The first National Cancer Research Institute (NCRI) acute myeloid leukemia (AML) Academy will take place on September 19 and 20, 2019, at IET Austin Court, Birmingham, UK. Professor Charles Craddock, Dr Mike Dennis and Dr Steve Knapper will chair the meeting, which will broadly overlook current and future UK-based clinical trials, and current challenges in the treatment of patients with AML.
Sessions will cover the treatment of older adults with AML, advances in intensive chemotherapy, and a debate on whether chemotherapy-targeted therapies reduce the need for bone marrow transplantation (BMT). In the afternoon, masterclasses will cover the management of high-risk and relapsing patients, translational research and a workshop for research nurses.
The AML Global Portal spoke with Steering Committee member, Professor Charlie Craddock about the meeting, and discussed its purpose and rationale, and what is hoped to be achieved.
How did the meeting come about? What was the need to initiate such a meeting?
Prof Craddock explained that rapid progress in the development of new drug and transplant therapies makes it important to create a forum for discussion of how to ensure patients benefit as rapidly as possible from these new therapeutic options. At the same time advances in genomics and MRD technologies are impacting treatment decisions on a daily basis.
All these changes create important opportunities to improve patient outcomes but it was vital that these advances could be disseminated throughout the UK AML community at a new educational forum. For this reason, the programme was developed specifically to enhance the skills of the UK AML community, and to bring together some remarkable and gifted individuals to speak at the meeting. The meeting also aims to facilitate UK doctors interacting with high-level international experts.
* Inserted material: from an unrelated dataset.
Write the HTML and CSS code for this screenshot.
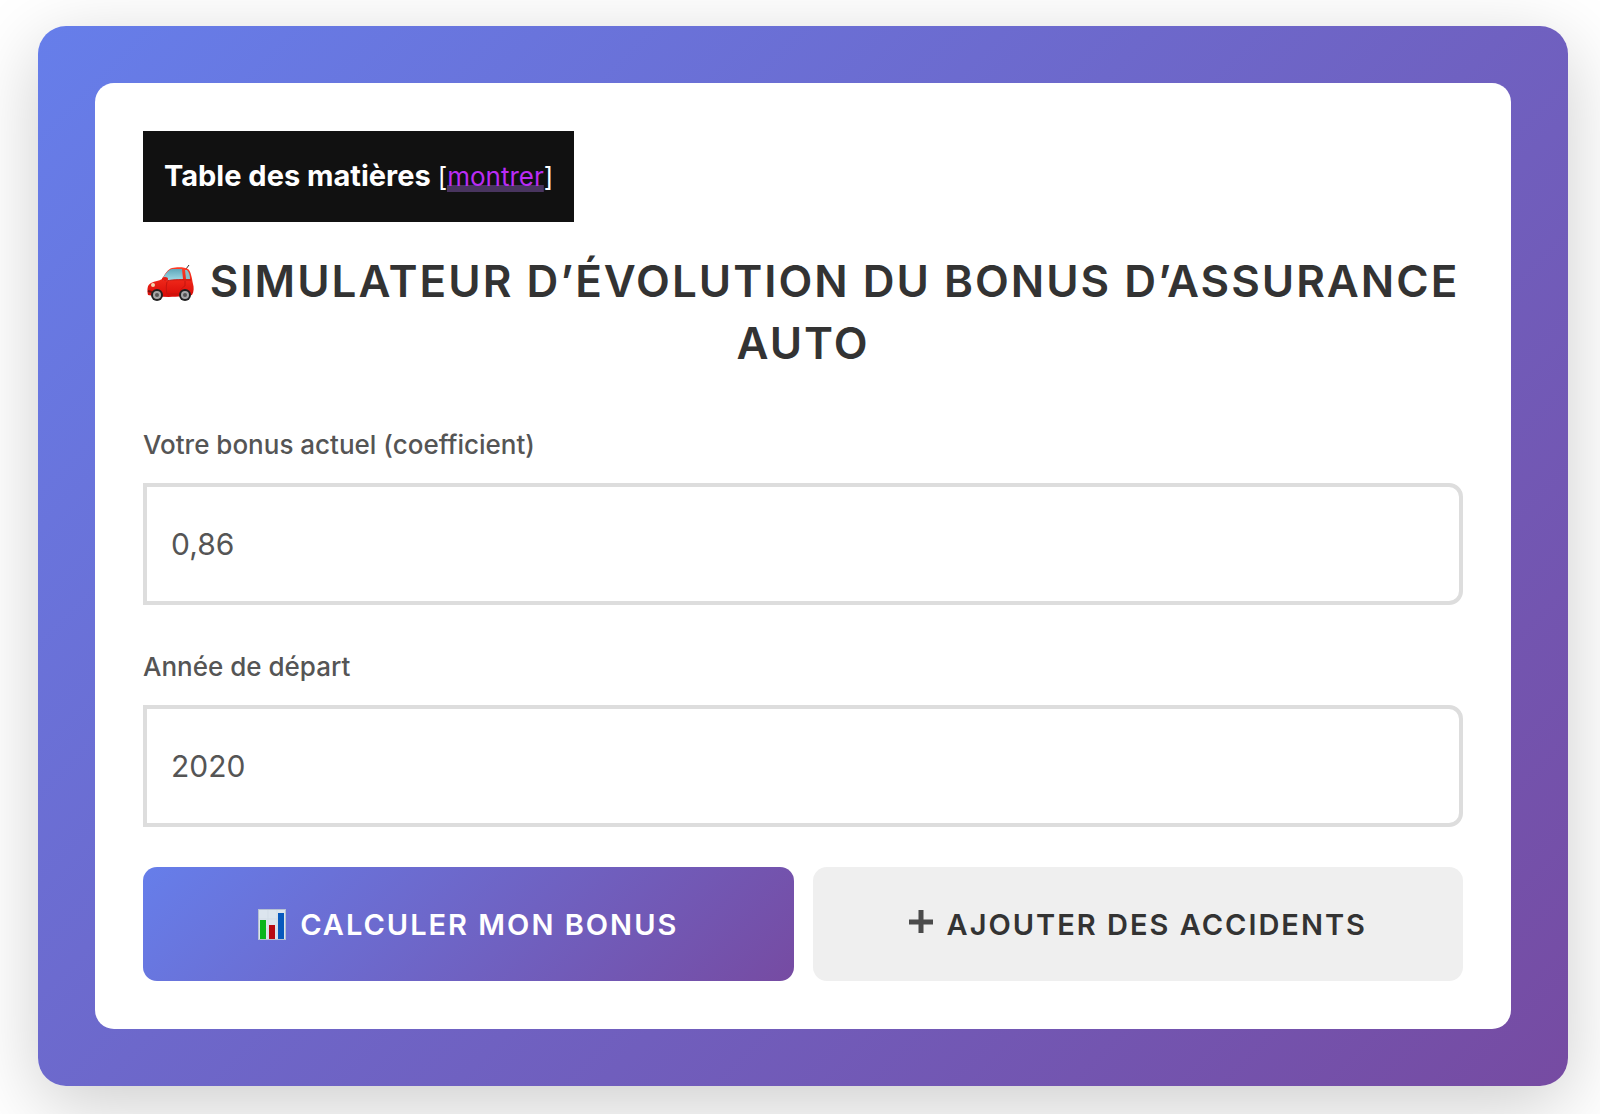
FILE: index.html
```
<!DOCTYPE html>
<html lang="fr">
<head>
    <meta charset="UTF-8">
    <meta name="viewport" content="width=device-width, initial-scale=1.0">
    <title>Simulateur de bonus auto</title>
    <link rel="stylesheet" href="styles.css">
</head>
<body>
    <main class="simulator">
        <form class="card">
            <nav class="toc">
                <strong class="toc-title">Table des matières</strong>
                <span class="toc-toggle">[<a href="#titre">montrer</a>]</span>
            </nav>

            <h1 class="title" id="titre">
                <svg class="icon-car" viewBox="0 0 48 38" aria-hidden="true">
                    <defs>
                        <linearGradient id="carBody" x1="0" y1="0" x2="0" y2="1">
                            <stop offset="0" stop-color="#ff3b25"/>
                            <stop offset="1" stop-color="#d80b08"/>
                        </linearGradient>
                        <linearGradient id="carGlass" x1="0" y1="0" x2="0" y2="1">
                            <stop offset="0" stop-color="#5fa8bb"/>
                            <stop offset="1" stop-color="#a5dce8"/>
                        </linearGradient>
                    </defs>
                    <path d="M39 5l3-4" stroke="#333" stroke-width="1"/>
                    <path d="M1 31c-1-5-1-10 3-12 4-2 8-2 11-4 3-5 6-10 10-11 5-1 13-1 16 1 3 2 4 10 5 15 1 3 1 8-1 11-9 2-32 3-44 0z" fill="url(#carBody)"/>
                    <path d="M16 14c2-4 5-8 9-9h10l1 10-20 2z" fill="url(#carGlass)"/>
                    <path d="M38 6h2c2 2 3 5 3 9h-4z" fill="#86bfc9"/>
                    <path d="M20 17c6-2 16-1 24-1" fill="none" stroke="#c4150f" stroke-width="1"/>
                    <path d="M20 18c-1 4-1 8 0 12h13c0-5 3-7 5-8V17" fill="none" stroke="#c4150f" stroke-width="1"/>
                    <ellipse cx="18" cy="15" rx="3" ry="2" fill="#e51b12"/>
                    <ellipse cx="6" cy="21" rx="2" ry="2" fill="#f3d7b1"/>
                    <path d="M1 27l4 1" stroke="#751210" stroke-width="2"/>
                    <circle cx="10" cy="31" r="6" fill="#222"/>
                    <circle cx="10" cy="31" r="4" fill="#a8a8a8"/>
                    <circle cx="10" cy="31" r="2" fill="#555"/>
                    <circle cx="38" cy="31" r="6" fill="#222"/>
                    <circle cx="38" cy="31" r="4" fill="#a8a8a8"/>
                    <circle cx="38" cy="31" r="2" fill="#555"/>
                </svg>
                Simulateur d’évolution du bonus d’assurance auto
            </h1>

            <div class="field">
                <label for="bonus">Votre bonus actuel (coefficient)</label>
                <input type="text" id="bonus" inputmode="decimal" value="0,86">
            </div>
            <div class="field">
                <label for="annee">Année de départ</label>
                <input type="text" id="annee" inputmode="numeric" value="2020">
            </div>

            <div class="actions">
                <button type="button" class="btn btn-primary">
                    <svg class="icon-chart" viewBox="0 0 28 31" aria-hidden="true">
                        <path d="M0 0h28v31H0z" fill="#b5c0d2"/>
                        <path d="M1 1h26v29H1z" fill="#dce5ee"/>
                        <path d="M10 1v29M19 1v29M1 10h26M1 20h26" stroke="#d3dde7"/>
                        <path d="M2 11h6v19H2z" fill="#09b51c"/>
                        <path d="M11 16h6v14h-6z" fill="#b80a12"/>
                        <path d="M20 4h6v26h-6z" fill="#0759bd"/>
                    </svg>
                    Calculer mon bonus
                </button>
                <button type="button" class="btn btn-secondary">
                    <svg class="icon-plus" viewBox="0 0 24 28" aria-hidden="true">
                        <path d="M12 0v23M0 12h24" stroke="#4b4b4b" stroke-width="5"/>
                    </svg>
                    Ajouter des accidents
                </button>
            </div>
        </form>
    </main>
</body>
</html>
```

FILE: styles.css
```
* {
    box-sizing: border-box;
}

body {
    margin: 0;
    padding: 26px 32px 28px 38px;
    background-color: #fff;
    font-family: Inter, "Liberation Sans", sans-serif;
    color: #333;
}

.simulator {
    padding: 57px;
    background: linear-gradient(135deg, #667eea 0%, #764ba2 100%);
    border-radius: 28px;
    box-shadow: 0 19px 76px rgba(0, 0, 0, 0.2);
}

.card {
    padding: 48px;
    background-color: #fff;
    border-radius: 19px;
}

/* Table des matières */
.toc {
    display: flex;
    align-items: baseline;
    gap: 7px;
    width: fit-content;
    padding: 24px 21px;
    background-color: #111;
    color: #fff;
    line-height: 42px;
}

.toc-title {
    font-size: 29px;
    font-weight: 700;
}

.toc-toggle {
    font-size: 26px;
}

.toc a {
    color: #b92cf5;
    text-decoration: none;
    background: linear-gradient(#49355f, #49355f) bottom / 100% 7px no-repeat;
}

.title {
    margin: 28px 0 49px;
    font-size: 44px;
    font-weight: 600;
    line-height: 62px;
    letter-spacing: 2px;
    text-align: center;
    text-transform: uppercase;
}

.icon-car {
    width: 48px;
    height: 38px;
    margin-right: 2px;
    vertical-align: -5px;
}

/* Champs */
.field {
    margin-bottom: 40px;
}

.field label {
    display: block;
    margin-bottom: 16px;
    font-size: 26px;
    font-weight: 500;
    line-height: 44px;
    color: #555;
}

.field input {
    display: block;
    width: 100%;
    height: 122px;
    padding: 0 24px;
    border: 4px solid #ddd;
    border-radius: 0 14px 14px 0;
    background-color: #fff;
    font-family: inherit;
    font-size: 30px;
    color: #555;
}

/* Boutons */
.actions {
    display: grid;
    grid-template-columns: 1fr 1fr;
    gap: 19px;
}

.btn {
    display: flex;
    align-items: center;
    justify-content: center;
    gap: 14px;
    height: 114px;
    padding: 0 24px;
    border: none;
    border-radius: 14px;
    font-family: inherit;
    font-size: 29px;
    font-weight: 600;
    letter-spacing: 2px;
    text-transform: uppercase;
    cursor: pointer;
}

.btn-primary {
    background: linear-gradient(135deg, #667eea 0%, #764ba2 100%);
    color: #fff;
}

.btn-secondary {
    background-color: #efefef;
    color: #333;
}

.icon-chart {
    width: 28px;
    height: 31px;
}

.icon-plus {
    width: 24px;
    height: 28px;
}
```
Prof Craddock also emphasized the important work of many clinicians across the UK in recruiting to NCRI AML trials, and the discussion of the current and planned trial portfolio will be a key component of the meeting. A dinner for faculty and delegates on Thursday evening will provide a further opportunity to encourage interaction between UK and international clinicians, and will also serve as an opportunity to thank UK clinicians and nurses for their efforts and hard work they put into recruiting to NCRI AML trials. Prof Craddock stressed how it is important to acknowledge, celebrate and to be grateful for an engaged community.
What are the educational objectives of the Co-Chairs for this meeting?
Prof Craddock explained how Dr Knapper and Dr Dennis are working on pivotal current AML trials in the UK, and are using this meeting as an opportunity to disseminate and educate, from their perspectives.
Are there any specific themes that will run through the meeting?
Prof Craddock spoke of how some controversial areas will also be discussed during the meeting, such as the role of FLT3 inhibitors and other novel agents, as well as advances in intensive chemotherapy and stem cell transplantation.
The AML Global Portal is proud to be selected as the platform to exclusively cover the meeting during and after in order to enhance education for the AML community.